#### YOUR INSTRUCTIONS:
Your task is to copy the listing exactly. Drop any pictures from the copy.
----- RAW DATA -----
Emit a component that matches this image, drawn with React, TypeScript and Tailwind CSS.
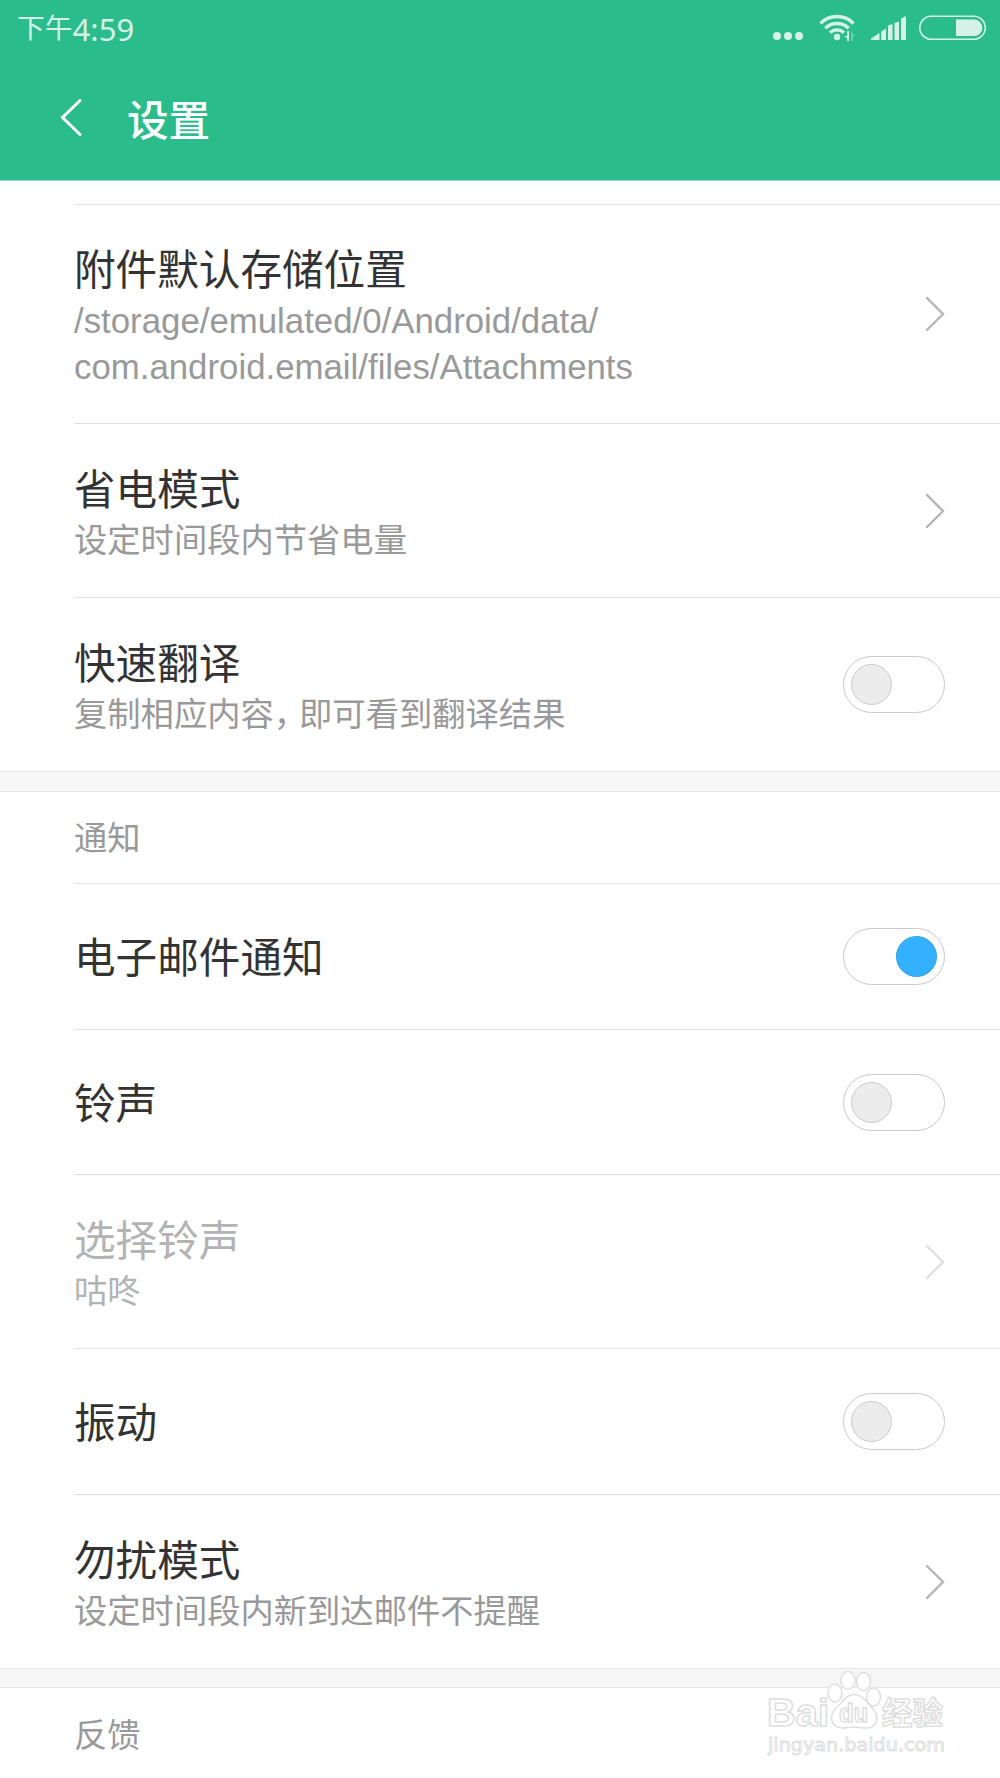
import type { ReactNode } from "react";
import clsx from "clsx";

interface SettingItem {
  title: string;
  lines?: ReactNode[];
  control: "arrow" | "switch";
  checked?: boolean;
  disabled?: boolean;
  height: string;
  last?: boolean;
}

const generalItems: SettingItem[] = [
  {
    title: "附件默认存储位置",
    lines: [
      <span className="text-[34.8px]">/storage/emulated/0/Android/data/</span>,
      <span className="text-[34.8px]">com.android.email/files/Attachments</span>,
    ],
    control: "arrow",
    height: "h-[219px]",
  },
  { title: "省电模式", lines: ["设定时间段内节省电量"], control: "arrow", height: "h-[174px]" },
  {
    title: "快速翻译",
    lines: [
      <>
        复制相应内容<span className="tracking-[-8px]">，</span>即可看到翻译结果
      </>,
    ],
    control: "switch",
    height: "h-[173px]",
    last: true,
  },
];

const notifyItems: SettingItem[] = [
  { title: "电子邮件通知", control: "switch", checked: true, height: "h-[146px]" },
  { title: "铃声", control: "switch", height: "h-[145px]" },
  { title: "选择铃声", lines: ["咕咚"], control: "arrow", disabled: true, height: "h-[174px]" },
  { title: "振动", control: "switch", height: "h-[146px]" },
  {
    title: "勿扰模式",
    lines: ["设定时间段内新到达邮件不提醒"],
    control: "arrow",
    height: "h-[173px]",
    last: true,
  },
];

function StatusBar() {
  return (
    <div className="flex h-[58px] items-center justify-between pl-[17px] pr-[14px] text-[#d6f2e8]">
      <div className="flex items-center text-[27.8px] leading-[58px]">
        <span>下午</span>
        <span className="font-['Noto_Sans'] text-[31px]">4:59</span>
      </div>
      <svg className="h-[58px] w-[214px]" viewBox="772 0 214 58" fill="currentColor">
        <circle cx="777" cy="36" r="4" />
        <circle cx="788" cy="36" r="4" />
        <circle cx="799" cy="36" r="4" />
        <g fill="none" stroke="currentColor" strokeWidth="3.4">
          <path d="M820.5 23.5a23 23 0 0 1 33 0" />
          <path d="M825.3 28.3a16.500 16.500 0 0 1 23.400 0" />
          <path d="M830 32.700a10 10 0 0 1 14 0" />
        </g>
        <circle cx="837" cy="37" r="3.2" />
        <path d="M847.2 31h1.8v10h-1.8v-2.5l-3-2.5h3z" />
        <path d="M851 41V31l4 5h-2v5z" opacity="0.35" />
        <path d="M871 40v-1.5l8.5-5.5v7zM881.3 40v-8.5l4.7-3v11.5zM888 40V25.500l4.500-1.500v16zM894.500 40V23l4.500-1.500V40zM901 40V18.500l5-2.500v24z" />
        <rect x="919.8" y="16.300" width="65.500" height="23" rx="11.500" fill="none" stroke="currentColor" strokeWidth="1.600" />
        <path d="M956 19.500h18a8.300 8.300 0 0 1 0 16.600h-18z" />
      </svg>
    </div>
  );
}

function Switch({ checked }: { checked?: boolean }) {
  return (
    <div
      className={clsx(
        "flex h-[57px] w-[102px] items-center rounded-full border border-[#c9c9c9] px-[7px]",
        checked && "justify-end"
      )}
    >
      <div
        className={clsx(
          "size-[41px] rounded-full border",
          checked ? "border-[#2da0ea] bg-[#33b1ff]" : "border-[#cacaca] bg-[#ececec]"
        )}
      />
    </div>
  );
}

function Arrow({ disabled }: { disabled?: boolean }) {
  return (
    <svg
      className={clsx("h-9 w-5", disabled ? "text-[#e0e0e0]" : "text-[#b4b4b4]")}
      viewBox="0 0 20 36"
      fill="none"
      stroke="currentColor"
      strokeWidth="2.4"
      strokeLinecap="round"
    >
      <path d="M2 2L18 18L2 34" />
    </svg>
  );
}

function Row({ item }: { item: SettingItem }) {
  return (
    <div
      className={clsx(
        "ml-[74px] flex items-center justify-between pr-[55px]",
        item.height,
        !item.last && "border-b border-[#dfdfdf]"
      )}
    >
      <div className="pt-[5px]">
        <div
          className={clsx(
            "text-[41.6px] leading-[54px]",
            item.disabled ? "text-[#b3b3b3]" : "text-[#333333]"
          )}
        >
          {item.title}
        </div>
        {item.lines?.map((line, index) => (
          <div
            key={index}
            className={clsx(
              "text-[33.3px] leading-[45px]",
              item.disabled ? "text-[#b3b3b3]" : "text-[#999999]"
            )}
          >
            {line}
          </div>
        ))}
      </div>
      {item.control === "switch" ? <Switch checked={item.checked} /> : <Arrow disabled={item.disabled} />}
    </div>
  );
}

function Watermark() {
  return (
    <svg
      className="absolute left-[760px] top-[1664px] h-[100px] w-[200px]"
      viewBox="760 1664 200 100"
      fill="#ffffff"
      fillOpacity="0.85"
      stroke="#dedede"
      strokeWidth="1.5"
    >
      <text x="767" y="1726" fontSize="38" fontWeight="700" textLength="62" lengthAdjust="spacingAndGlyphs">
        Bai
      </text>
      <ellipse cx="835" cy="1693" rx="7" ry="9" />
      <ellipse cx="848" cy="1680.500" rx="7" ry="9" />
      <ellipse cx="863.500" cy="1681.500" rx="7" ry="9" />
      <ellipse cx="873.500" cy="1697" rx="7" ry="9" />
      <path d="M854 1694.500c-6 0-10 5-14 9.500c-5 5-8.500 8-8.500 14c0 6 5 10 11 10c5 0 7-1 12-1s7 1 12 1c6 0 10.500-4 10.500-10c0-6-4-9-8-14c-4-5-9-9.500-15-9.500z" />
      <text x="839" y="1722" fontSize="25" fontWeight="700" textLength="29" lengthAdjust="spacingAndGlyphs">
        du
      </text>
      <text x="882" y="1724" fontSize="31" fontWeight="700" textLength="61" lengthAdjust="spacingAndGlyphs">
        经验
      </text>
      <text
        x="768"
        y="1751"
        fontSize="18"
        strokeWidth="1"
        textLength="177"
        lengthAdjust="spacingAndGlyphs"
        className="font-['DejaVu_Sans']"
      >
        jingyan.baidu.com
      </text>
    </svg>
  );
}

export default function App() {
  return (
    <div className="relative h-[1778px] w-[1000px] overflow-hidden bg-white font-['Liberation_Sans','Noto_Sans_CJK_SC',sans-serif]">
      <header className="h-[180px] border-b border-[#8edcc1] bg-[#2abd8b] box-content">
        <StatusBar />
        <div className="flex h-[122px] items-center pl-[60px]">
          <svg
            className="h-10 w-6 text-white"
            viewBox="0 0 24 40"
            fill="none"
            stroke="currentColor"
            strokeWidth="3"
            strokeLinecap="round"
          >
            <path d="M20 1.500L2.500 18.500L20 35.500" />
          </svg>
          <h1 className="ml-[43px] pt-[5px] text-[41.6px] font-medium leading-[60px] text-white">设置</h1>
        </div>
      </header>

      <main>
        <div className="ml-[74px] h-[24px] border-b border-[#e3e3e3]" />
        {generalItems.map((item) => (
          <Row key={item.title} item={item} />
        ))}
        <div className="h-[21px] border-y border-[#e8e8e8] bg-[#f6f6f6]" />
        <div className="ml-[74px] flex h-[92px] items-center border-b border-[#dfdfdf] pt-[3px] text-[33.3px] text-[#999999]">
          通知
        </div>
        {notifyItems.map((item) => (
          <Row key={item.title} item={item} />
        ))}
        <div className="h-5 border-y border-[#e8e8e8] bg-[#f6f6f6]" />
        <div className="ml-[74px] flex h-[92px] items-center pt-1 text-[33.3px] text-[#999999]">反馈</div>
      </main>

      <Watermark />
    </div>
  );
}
-----
#### WRITTEN ANSWER:
Emit a component that matches this image, drawn with React, TypeScript and Tailwind CSS.
import type { ReactNode } from "react";
import clsx from "clsx";

interface SettingItem {
  title: string;
  lines?: ReactNode[];
  control: "arrow" | "switch";
  checked?: boolean;
  disabled?: boolean;
  height: string;
  last?: boolean;
}

const generalItems: SettingItem[] = [
  {
    title: "附件默认存储位置",
    lines: [
      <span className="text-[34.8px]">/storage/emulated/0/Android/data/</span>,
      <span className="text-[34.8px]">com.android.email/files/Attachments</span>,
    ],
    control: "arrow",
    height: "h-[219px]",
  },
  { title: "省电模式", lines: ["设定时间段内节省电量"], control: "arrow", height: "h-[174px]" },
  {
    title: "快速翻译",
    lines: [
      <>
        复制相应内容<span className="tracking-[-8px]">，</span>即可看到翻译结果
      </>,
    ],
    control: "switch",
    height: "h-[173px]",
    last: true,
  },
];

const notifyItems: SettingItem[] = [
  { title: "电子邮件通知", control: "switch", checked: true, height: "h-[146px]" },
  { title: "铃声", control: "switch", height: "h-[145px]" },
  { title: "选择铃声", lines: ["咕咚"], control: "arrow", disabled: true, height: "h-[174px]" },
  { title: "振动", control: "switch", height: "h-[146px]" },
  {
    title: "勿扰模式",
    lines: ["设定时间段内新到达邮件不提醒"],
    control: "arrow",
    height: "h-[173px]",
    last: true,
  },
];

function StatusBar() {
  return (
    <div className="flex h-[58px] items-center justify-between pl-[17px] pr-[14px] text-[#d6f2e8]">
      <div className="flex items-center text-[27.8px] leading-[58px]">
        <span>下午</span>
        <span className="font-['Noto_Sans'] text-[31px]">4:59</span>
      </div>
      <svg className="h-[58px] w-[214px]" viewBox="772 0 214 58" fill="currentColor">
        <circle cx="777" cy="36" r="4" />
        <circle cx="788" cy="36" r="4" />
        <circle cx="799" cy="36" r="4" />
        <g fill="none" stroke="currentColor" strokeWidth="3.4">
          <path d="M820.5 23.5a23 23 0 0 1 33 0" />
          <path d="M825.3 28.3a16.500 16.500 0 0 1 23.400 0" />
          <path d="M830 32.700a10 10 0 0 1 14 0" />
        </g>
        <circle cx="837" cy="37" r="3.2" />
        <path d="M847.2 31h1.8v10h-1.8v-2.5l-3-2.5h3z" />
        <path d="M851 41V31l4 5h-2v5z" opacity="0.35" />
        <path d="M871 40v-1.5l8.5-5.5v7zM881.3 40v-8.5l4.7-3v11.5zM888 40V25.500l4.500-1.500v16zM894.500 40V23l4.500-1.500V40zM901 40V18.500l5-2.500v24z" />
        <rect x="919.8" y="16.300" width="65.500" height="23" rx="11.500" fill="none" stroke="currentColor" strokeWidth="1.600" />
        <path d="M956 19.500h18a8.300 8.300 0 0 1 0 16.600h-18z" />
      </svg>
    </div>
  );
}

function Switch({ checked }: { checked?: boolean }) {
  return (
    <div
      className={clsx(
        "flex h-[57px] w-[102px] items-center rounded-full border border-[#c9c9c9] px-[7px]",
        checked && "justify-end"
      )}
    >
      <div
        className={clsx(
          "size-[41px] rounded-full border",
          checked ? "border-[#2da0ea] bg-[#33b1ff]" : "border-[#cacaca] bg-[#ececec]"
        )}
      />
    </div>
  );
}

function Arrow({ disabled }: { disabled?: boolean }) {
  return (
    <svg
      className={clsx("h-9 w-5", disabled ? "text-[#e0e0e0]" : "text-[#b4b4b4]")}
      viewBox="0 0 20 36"
      fill="none"
      stroke="currentColor"
      strokeWidth="2.4"
      strokeLinecap="round"
    >
      <path d="M2 2L18 18L2 34" />
    </svg>
  );
}

function Row({ item }: { item: SettingItem }) {
  return (
    <div
      className={clsx(
        "ml-[74px] flex items-center justify-between pr-[55px]",
        item.height,
        !item.last && "border-b border-[#dfdfdf]"
      )}
    >
      <div className="pt-[5px]">
        <div
          className={clsx(
            "text-[41.6px] leading-[54px]",
            item.disabled ? "text-[#b3b3b3]" : "text-[#333333]"
          )}
        >
          {item.title}
        </div>
        {item.lines?.map((line, index) => (
          <div
            key={index}
            className={clsx(
              "text-[33.3px] leading-[45px]",
              item.disabled ? "text-[#b3b3b3]" : "text-[#999999]"
            )}
          >
            {line}
          </div>
        ))}
      </div>
      {item.control === "switch" ? <Switch checked={item.checked} /> : <Arrow disabled={item.disabled} />}
    </div>
  );
}

function Watermark() {
  return (
    <svg
      className="absolute left-[760px] top-[1664px] h-[100px] w-[200px]"
      viewBox="760 1664 200 100"
      fill="#ffffff"
      fillOpacity="0.85"
      stroke="#dedede"
      strokeWidth="1.5"
    >
      <text x="767" y="1726" fontSize="38" fontWeight="700" textLength="62" lengthAdjust="spacingAndGlyphs">
        Bai
      </text>
      <ellipse cx="835" cy="1693" rx="7" ry="9" />
      <ellipse cx="848" cy="1680.500" rx="7" ry="9" />
      <ellipse cx="863.500" cy="1681.500" rx="7" ry="9" />
      <ellipse cx="873.500" cy="1697" rx="7" ry="9" />
      <path d="M854 1694.500c-6 0-10 5-14 9.500c-5 5-8.500 8-8.500 14c0 6 5 10 11 10c5 0 7-1 12-1s7 1 12 1c6 0 10.500-4 10.500-10c0-6-4-9-8-14c-4-5-9-9.500-15-9.500z" />
      <text x="839" y="1722" fontSize="25" fontWeight="700" textLength="29" lengthAdjust="spacingAndGlyphs">
        du
      </text>
      <text x="882" y="1724" fontSize="31" fontWeight="700" textLength="61" lengthAdjust="spacingAndGlyphs">
        经验
      </text>
      <text
        x="768"
        y="1751"
        fontSize="18"
        strokeWidth="1"
        textLength="177"
        lengthAdjust="spacingAndGlyphs"
        className="font-['DejaVu_Sans']"
      >
        jingyan.baidu.com
      </text>
    </svg>
  );
}

export default function App() {
  return (
    <div className="relative h-[1778px] w-[1000px] overflow-hidden bg-white font-['Liberation_Sans','Noto_Sans_CJK_SC',sans-serif]">
      <header className="h-[180px] border-b border-[#8edcc1] bg-[#2abd8b] box-content">
        <StatusBar />
        <div className="flex h-[122px] items-center pl-[60px]">
          <svg
            className="h-10 w-6 text-white"
            viewBox="0 0 24 40"
            fill="none"
            stroke="currentColor"
            strokeWidth="3"
            strokeLinecap="round"
          >
            <path d="M20 1.500L2.500 18.500L20 35.500" />
          </svg>
          <h1 className="ml-[43px] pt-[5px] text-[41.6px] font-medium leading-[60px] text-white">设置</h1>
        </div>
      </header>

      <main>
        <div className="ml-[74px] h-[24px] border-b border-[#e3e3e3]" />
        {generalItems.map((item) => (
          <Row key={item.title} item={item} />
        ))}
        <div className="h-[21px] border-y border-[#e8e8e8] bg-[#f6f6f6]" />
        <div className="ml-[74px] flex h-[92px] items-center border-b border-[#dfdfdf] pt-[3px] text-[33.3px] text-[#999999]">
          通知
        </div>
        {notifyItems.map((item) => (
          <Row key={item.title} item={item} />
        ))}
        <div className="h-5 border-y border-[#e8e8e8] bg-[#f6f6f6]" />
        <div className="ml-[74px] flex h-[92px] items-center pt-1 text-[33.3px] text-[#999999]">反馈</div>
      </main>

      <Watermark />
    </div>
  );
}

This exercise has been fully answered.